====== Available data ======
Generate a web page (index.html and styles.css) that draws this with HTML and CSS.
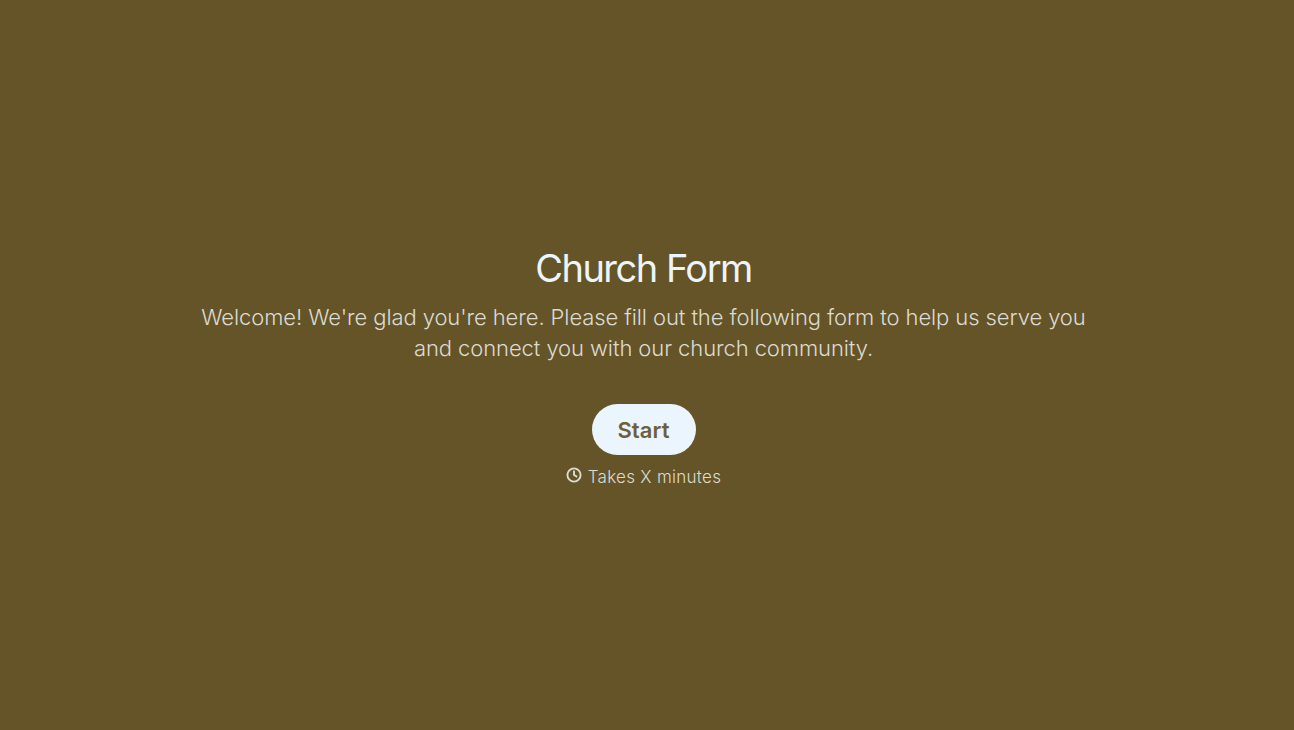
FILE: index.html
```html
<!DOCTYPE html>
<html lang="en">
<head>
<meta charset="utf-8">
<title>Church Form</title>
<link rel="stylesheet" href="styles.css">
</head>
<body>
<main class="welcome">
  <h1 class="title">Church Form</h1>
  <p class="intro">Welcome! We're glad you're here. Please fill out the following form to help us serve you and connect you with our church community.</p>
  <button class="start" type="button">Start</button>
  <div class="time">
    <svg class="clock" viewBox="0 0 16 16" width="16" height="16" fill="none" stroke="currentColor" stroke-width="1.9" stroke-linecap="round" stroke-linejoin="round"><circle cx="8" cy="8" r="6.6"/><path d="M8 4.2V8l2.4 1.4"/></svg>
    <span>Takes X minutes</span>
  </div>
</main>
</body>
</html>
```
FILE: styles.css
```css
html, body { margin: 0; height: 100%; }
body {
  background: #655428;
  font-family: Inter, "Liberation Sans", sans-serif;
}
.welcome {
  height: 730px;
  box-sizing: border-box;
  display: flex;
  flex-direction: column;
  align-items: center;
  padding: 244px 7px 0 0;
}
.title {
  margin: 0;
  font-size: 38px;
  line-height: 48px;
  font-weight: 400;
  letter-spacing: -1.5px;
  color: #ebf5fd;
}
.intro {
  margin: 10px 0 0;
  width: 900px;
  text-align: center;
  font-size: 22px;
  line-height: 31px;
  font-weight: 300;
  letter-spacing: -0.09px;
  color: #dcdbd2;
}
.start {
  margin-top: 40px;
  width: 104px;
  height: 51px;
  border: 0;
  border-radius: 26px;
  background: #ebf5fd;
  color: #6e6039;
  font: 600 22px Inter, "Liberation Sans", sans-serif;
  letter-spacing: 0.05px;
}
.time {
  margin-top: 10px;
  display: flex;
  align-items: center;
  gap: 6px;
  font-size: 17px;
  font-weight: 300;
  line-height: 24px;
  letter-spacing: 0.28px;
  color: #dcdbd2;
}
.clock { margin-top: -4px; }
```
======
Without the pictures, retype the whole of the material above exactly.

Final result:
Generate a web page (index.html and styles.css) that draws this with HTML and CSS.
FILE: index.html
```html
<!DOCTYPE html>
<html lang="en">
<head>
<meta charset="utf-8">
<title>Church Form</title>
<link rel="stylesheet" href="styles.css">
</head>
<body>
<main class="welcome">
  <h1 class="title">Church Form</h1>
  <p class="intro">Welcome! We're glad you're here. Please fill out the following form to help us serve you and connect you with our church community.</p>
  <button class="start" type="button">Start</button>
  <div class="time">
    <svg class="clock" viewBox="0 0 16 16" width="16" height="16" fill="none" stroke="currentColor" stroke-width="1.9" stroke-linecap="round" stroke-linejoin="round"><circle cx="8" cy="8" r="6.6"/><path d="M8 4.2V8l2.4 1.4"/></svg>
    <span>Takes X minutes</span>
  </div>
</main>
</body>
</html>
```
FILE: styles.css
```css
html, body { margin: 0; height: 100%; }
body {
  background: #655428;
  font-family: Inter, "Liberation Sans", sans-serif;
}
.welcome {
  height: 730px;
  box-sizing: border-box;
  display: flex;
  flex-direction: column;
  align-items: center;
  padding: 244px 7px 0 0;
}
.title {
  margin: 0;
  font-size: 38px;
  line-height: 48px;
  font-weight: 400;
  letter-spacing: -1.5px;
  color: #ebf5fd;
}
.intro {
  margin: 10px 0 0;
  width: 900px;
  text-align: center;
  font-size: 22px;
  line-height: 31px;
  font-weight: 300;
  letter-spacing: -0.09px;
  color: #dcdbd2;
}
.start {
  margin-top: 40px;
  width: 104px;
  height: 51px;
  border: 0;
  border-radius: 26px;
  background: #ebf5fd;
  color: #6e6039;
  font: 600 22px Inter, "Liberation Sans", sans-serif;
  letter-spacing: 0.05px;
}
.time {
  margin-top: 10px;
  display: flex;
  align-items: center;
  gap: 6px;
  font-size: 17px;
  font-weight: 300;
  line-height: 24px;
  letter-spacing: 0.28px;
  color: #dcdbd2;
}
.clock { margin-top: -4px; }
```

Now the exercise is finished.